We are making excellent progress in rationalizing the Company’s cost structure as a single organization. In addition, we have re-focused the merged Company on its core business of managing CLOs and other investment products based on our industry leading expertise in corporate credit obligations. We have exited proprietary trading and expect to continue to exit other non-core activities and to re-allocate capital to support investment products with the potential to generate investment advisory fees from third parties.

I am excited by CIFC’s strong prospects for organic growth in our core business.  Our increased scale, industry-leading track record plus our outstanding professionals position us well to develop and distribute new investment products based on our expertise in corporate credit.  We are also well positioned to participate in ongoing industry consolidation.”

Adjusted Earnings Before Taxes (Non-GAAP)

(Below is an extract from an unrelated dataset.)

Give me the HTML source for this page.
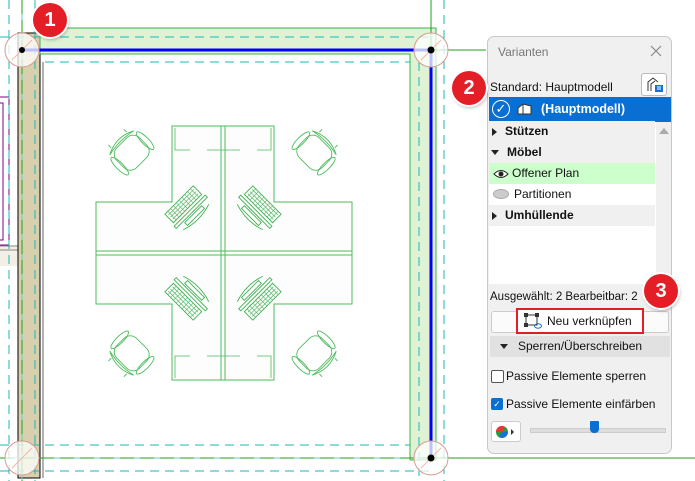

Adjusted Earnings Before Taxes is a non-GAAP financial measure that management utilizes to evaluate and analyze the Company’s performance. This non-GAAP financial measure was developed by management in the period after the Merger as management re-evaluated the Company’s internal management reporting given the Company’s shift to focus on its core investment management operations. Adjusted Earnings Before Taxes replaces Core Earnings, a non-GAAP measure we previously disclosed, as management believes that Core Earnings is no longer a useful metric. We believe Adjusted Earnings Before Taxes better reflects the nature and substance of the business and the economic benefits driven by advisory fee revenues from the management of client funds, which are primarily CLOs. The calculation of Adjusted Earnings Before Taxes eliminates the net results of Consolidated Variable Interest Entities, the impact of certain non-cash items, non-recurring items, special charges and all components of net other income (expense) from net income (loss) attributable to CIFC Corp., the most comparable GAAP financial measure. A reconciliation between net income (loss) and Adjusted Earnings Before Taxes is set forth in Exhibits 1.1 to 1.4 to this press release.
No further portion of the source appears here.